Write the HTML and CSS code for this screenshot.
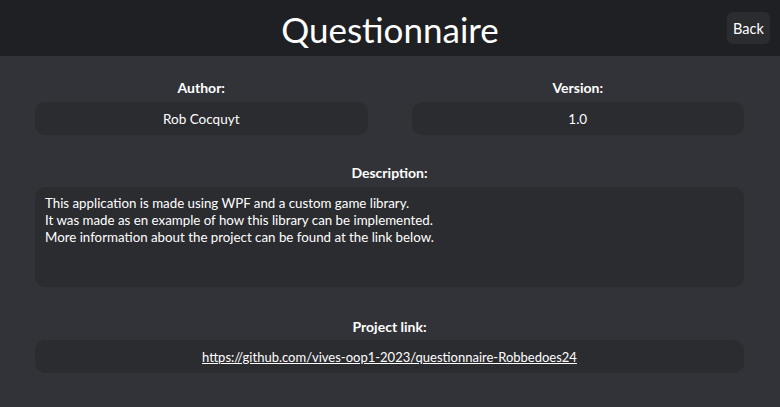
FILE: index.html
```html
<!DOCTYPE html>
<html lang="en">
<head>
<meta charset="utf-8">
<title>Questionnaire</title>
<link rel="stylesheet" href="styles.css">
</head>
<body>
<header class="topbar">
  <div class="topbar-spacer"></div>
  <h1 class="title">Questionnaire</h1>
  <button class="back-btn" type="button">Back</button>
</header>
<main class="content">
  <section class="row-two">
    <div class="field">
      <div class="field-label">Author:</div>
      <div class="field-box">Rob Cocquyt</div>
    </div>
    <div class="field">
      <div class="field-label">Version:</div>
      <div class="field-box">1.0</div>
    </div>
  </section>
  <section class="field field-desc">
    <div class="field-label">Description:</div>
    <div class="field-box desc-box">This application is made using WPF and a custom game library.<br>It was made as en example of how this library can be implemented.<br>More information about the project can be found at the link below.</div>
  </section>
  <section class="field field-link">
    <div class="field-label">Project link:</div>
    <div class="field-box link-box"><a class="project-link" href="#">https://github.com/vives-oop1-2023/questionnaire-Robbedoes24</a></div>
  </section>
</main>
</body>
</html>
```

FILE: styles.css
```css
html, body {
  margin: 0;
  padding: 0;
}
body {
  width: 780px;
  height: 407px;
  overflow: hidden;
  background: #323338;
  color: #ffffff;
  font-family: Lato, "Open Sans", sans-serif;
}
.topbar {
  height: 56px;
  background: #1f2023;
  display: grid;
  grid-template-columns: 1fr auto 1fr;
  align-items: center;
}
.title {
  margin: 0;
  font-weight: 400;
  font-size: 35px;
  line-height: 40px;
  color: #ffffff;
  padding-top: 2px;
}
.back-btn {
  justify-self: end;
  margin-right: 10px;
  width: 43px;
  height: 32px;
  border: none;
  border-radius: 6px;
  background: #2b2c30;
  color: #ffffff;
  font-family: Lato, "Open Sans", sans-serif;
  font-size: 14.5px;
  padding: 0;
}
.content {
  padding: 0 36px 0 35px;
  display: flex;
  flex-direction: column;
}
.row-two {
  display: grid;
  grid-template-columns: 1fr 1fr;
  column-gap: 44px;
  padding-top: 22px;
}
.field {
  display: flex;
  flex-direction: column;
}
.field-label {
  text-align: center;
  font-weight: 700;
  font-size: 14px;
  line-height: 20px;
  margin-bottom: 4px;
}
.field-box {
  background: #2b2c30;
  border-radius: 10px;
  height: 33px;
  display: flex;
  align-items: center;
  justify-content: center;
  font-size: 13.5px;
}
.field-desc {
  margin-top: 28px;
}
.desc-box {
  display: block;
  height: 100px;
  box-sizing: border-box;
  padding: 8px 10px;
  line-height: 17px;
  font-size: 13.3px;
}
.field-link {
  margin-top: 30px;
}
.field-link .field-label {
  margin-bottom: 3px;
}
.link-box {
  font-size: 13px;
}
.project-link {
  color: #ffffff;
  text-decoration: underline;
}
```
☆ ☆ ☆ ☆
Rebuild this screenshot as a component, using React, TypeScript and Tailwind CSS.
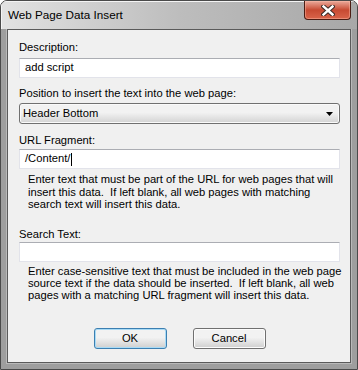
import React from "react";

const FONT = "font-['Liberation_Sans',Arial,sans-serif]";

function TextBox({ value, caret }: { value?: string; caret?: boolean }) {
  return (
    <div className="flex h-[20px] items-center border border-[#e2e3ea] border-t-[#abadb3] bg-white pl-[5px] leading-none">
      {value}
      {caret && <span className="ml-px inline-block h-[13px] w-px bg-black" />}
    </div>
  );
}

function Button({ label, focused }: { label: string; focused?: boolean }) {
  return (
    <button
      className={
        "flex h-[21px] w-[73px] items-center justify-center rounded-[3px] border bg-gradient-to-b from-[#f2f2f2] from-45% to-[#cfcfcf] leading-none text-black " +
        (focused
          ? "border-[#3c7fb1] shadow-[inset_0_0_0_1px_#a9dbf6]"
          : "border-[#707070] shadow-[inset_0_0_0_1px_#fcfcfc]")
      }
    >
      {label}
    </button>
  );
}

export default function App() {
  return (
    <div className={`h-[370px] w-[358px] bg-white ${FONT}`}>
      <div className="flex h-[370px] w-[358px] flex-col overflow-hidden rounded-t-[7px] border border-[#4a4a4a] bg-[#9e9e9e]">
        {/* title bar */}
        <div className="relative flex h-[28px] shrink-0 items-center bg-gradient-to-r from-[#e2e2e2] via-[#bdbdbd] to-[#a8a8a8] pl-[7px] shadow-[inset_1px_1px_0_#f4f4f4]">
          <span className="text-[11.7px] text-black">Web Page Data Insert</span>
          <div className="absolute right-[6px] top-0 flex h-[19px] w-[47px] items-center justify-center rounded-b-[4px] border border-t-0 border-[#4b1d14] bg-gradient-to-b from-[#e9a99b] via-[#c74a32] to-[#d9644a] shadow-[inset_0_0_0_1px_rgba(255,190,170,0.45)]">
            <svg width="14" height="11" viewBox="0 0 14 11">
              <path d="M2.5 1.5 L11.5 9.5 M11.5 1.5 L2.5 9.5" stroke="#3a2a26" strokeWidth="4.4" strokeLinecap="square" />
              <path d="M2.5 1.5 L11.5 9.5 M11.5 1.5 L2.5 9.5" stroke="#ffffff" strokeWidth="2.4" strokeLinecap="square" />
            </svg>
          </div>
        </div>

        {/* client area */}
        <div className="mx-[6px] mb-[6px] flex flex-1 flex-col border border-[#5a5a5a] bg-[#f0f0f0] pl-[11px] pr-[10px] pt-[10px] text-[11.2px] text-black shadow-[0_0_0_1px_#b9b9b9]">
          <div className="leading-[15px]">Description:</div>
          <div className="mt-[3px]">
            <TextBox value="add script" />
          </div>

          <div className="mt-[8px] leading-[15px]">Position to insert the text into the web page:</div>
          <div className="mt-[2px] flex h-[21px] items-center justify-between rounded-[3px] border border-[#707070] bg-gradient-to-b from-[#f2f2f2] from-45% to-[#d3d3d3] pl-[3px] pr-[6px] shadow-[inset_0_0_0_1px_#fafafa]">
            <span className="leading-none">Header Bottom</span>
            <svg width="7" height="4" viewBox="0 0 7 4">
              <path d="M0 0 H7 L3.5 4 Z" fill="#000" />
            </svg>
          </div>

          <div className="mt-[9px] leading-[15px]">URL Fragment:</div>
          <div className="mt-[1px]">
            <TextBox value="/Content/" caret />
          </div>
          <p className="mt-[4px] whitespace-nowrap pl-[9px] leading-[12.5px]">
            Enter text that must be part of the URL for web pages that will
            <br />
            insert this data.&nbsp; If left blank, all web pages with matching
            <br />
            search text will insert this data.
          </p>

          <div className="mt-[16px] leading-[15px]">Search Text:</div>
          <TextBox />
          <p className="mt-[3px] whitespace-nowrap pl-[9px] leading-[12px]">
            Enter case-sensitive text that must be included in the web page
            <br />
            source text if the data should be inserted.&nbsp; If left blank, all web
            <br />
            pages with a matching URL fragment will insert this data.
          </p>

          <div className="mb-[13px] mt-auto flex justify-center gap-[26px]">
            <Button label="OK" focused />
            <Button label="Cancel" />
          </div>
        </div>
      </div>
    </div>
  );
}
☆ ☆ ☆ ☆
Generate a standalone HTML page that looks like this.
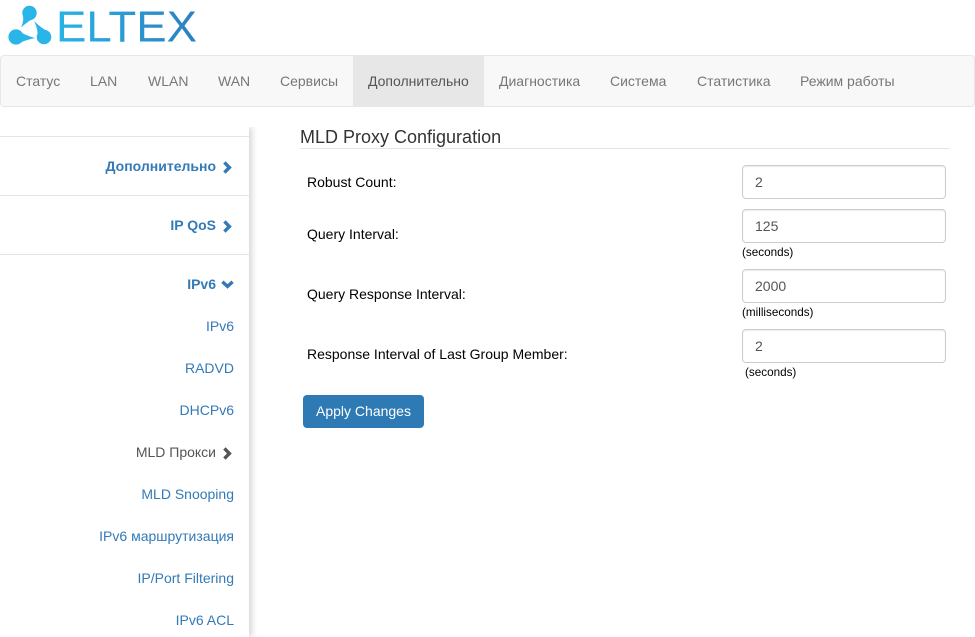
☆ ☆ ☆ ☆
What you are asked to do = Pick out, from the lines above, every one that contains the string "using".

Solution to the exercise =
    <div class="field-box desc-box">This application is made using WPF and a custom game library.<br>It was made as en example of how this library can be implemented.<br>More information about the project can be found at the link below.</div>
Rebuild this screenshot as a component, using React, TypeScript and Tailwind CSS.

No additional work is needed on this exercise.